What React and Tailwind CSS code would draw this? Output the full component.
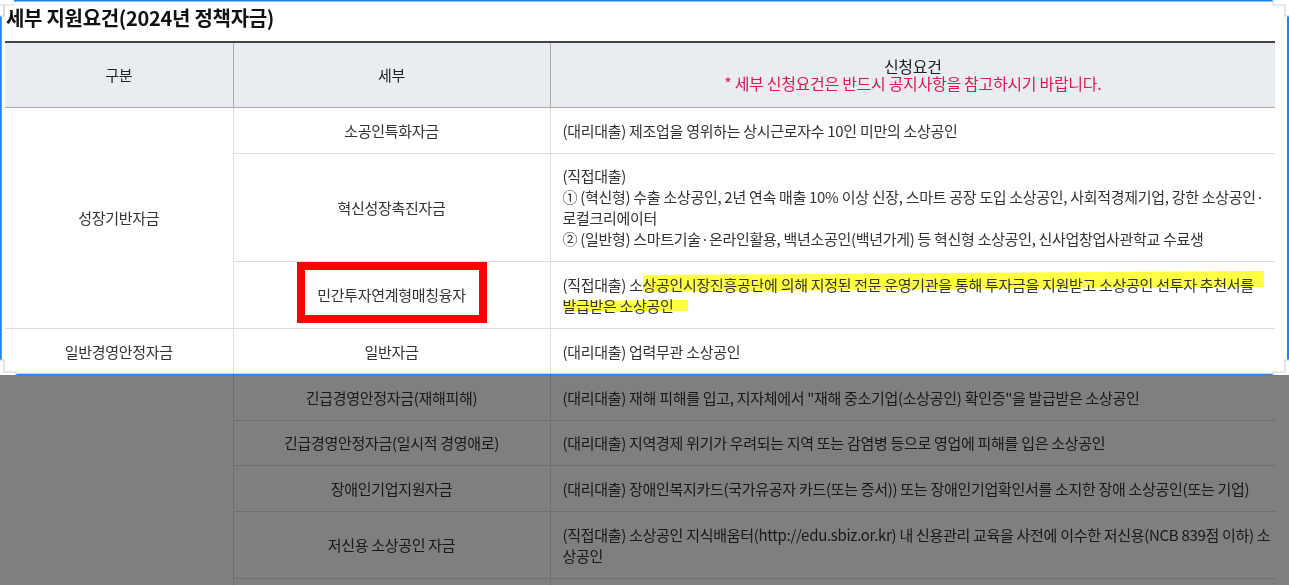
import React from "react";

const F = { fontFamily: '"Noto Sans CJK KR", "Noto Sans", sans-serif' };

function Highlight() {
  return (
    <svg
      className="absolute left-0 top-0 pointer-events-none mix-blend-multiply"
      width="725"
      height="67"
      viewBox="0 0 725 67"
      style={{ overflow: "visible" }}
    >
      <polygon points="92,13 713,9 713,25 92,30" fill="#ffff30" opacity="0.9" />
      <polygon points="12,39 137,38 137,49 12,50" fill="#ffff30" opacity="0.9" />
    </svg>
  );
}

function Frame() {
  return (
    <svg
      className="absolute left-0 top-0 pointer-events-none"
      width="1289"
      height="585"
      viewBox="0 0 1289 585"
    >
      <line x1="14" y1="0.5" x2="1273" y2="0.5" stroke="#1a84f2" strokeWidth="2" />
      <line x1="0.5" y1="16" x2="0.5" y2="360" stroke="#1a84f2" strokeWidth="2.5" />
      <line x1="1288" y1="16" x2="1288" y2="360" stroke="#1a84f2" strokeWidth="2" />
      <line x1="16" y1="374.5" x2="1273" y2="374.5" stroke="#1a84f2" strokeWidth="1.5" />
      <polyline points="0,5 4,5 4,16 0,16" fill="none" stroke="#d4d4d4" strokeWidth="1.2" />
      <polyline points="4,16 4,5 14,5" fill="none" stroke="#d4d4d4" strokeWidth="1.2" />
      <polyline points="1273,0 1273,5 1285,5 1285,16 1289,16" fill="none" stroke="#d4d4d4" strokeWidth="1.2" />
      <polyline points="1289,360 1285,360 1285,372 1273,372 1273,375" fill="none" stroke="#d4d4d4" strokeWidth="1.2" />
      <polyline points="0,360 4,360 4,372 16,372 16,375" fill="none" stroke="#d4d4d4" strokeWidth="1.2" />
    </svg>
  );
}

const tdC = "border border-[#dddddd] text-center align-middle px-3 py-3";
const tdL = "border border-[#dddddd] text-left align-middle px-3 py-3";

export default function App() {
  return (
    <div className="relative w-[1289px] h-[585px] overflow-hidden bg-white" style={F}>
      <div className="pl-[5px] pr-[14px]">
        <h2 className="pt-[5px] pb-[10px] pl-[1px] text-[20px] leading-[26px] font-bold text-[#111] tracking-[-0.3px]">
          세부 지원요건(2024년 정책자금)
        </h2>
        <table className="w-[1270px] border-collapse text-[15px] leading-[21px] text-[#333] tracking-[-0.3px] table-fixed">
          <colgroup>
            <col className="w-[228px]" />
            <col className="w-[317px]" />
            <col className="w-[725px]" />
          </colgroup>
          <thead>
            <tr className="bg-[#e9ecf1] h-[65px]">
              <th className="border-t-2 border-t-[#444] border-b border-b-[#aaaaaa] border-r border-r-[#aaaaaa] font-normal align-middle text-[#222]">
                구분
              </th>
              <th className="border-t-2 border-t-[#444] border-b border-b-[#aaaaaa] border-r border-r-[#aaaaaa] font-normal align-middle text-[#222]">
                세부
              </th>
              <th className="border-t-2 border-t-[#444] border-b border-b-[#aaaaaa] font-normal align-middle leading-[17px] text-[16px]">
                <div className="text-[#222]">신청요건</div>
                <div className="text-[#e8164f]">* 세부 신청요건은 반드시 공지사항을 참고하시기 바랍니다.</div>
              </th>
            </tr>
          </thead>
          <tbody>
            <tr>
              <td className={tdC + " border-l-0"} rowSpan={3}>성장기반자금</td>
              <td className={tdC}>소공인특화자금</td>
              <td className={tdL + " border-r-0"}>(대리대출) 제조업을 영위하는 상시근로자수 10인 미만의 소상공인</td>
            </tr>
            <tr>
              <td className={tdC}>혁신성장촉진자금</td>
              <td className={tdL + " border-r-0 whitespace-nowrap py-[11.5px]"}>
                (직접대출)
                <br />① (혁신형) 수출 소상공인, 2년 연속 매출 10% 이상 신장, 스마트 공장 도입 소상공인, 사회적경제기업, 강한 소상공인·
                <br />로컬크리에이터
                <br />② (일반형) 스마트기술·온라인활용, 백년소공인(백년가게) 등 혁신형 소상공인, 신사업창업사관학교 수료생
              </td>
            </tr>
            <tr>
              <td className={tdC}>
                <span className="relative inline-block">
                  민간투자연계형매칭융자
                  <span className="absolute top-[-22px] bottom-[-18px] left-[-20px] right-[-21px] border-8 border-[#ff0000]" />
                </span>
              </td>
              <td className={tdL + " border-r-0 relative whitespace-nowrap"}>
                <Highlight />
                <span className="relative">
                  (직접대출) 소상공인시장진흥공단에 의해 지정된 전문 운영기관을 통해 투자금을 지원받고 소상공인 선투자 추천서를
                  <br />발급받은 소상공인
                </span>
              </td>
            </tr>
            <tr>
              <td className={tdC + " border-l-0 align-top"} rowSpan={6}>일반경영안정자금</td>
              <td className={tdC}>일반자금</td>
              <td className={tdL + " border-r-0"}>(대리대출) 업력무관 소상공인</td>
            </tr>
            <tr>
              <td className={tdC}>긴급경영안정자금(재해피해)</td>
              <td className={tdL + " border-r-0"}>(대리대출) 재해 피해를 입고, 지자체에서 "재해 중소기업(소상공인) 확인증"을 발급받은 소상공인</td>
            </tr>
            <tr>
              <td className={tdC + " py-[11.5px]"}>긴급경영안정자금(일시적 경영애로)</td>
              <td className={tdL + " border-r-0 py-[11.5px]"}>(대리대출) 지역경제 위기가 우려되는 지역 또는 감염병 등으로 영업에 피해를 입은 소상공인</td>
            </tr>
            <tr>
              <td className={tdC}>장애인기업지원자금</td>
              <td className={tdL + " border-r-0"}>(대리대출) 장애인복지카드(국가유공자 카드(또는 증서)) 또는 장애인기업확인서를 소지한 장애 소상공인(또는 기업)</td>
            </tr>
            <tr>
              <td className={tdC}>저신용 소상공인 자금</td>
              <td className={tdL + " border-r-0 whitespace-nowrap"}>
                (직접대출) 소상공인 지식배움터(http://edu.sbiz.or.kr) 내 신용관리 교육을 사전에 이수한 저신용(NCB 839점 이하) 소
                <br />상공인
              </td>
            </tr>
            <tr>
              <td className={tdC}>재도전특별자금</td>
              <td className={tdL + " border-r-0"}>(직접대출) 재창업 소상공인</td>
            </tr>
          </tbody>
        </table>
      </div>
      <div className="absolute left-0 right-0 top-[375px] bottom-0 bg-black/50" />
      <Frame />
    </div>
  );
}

TASK GOAL |
Search the lines for "React". Copy each line that has it.

RESPONSE TO THIS TASK |
What React and Tailwind CSS code would draw this? Output the full component.
import React from "react";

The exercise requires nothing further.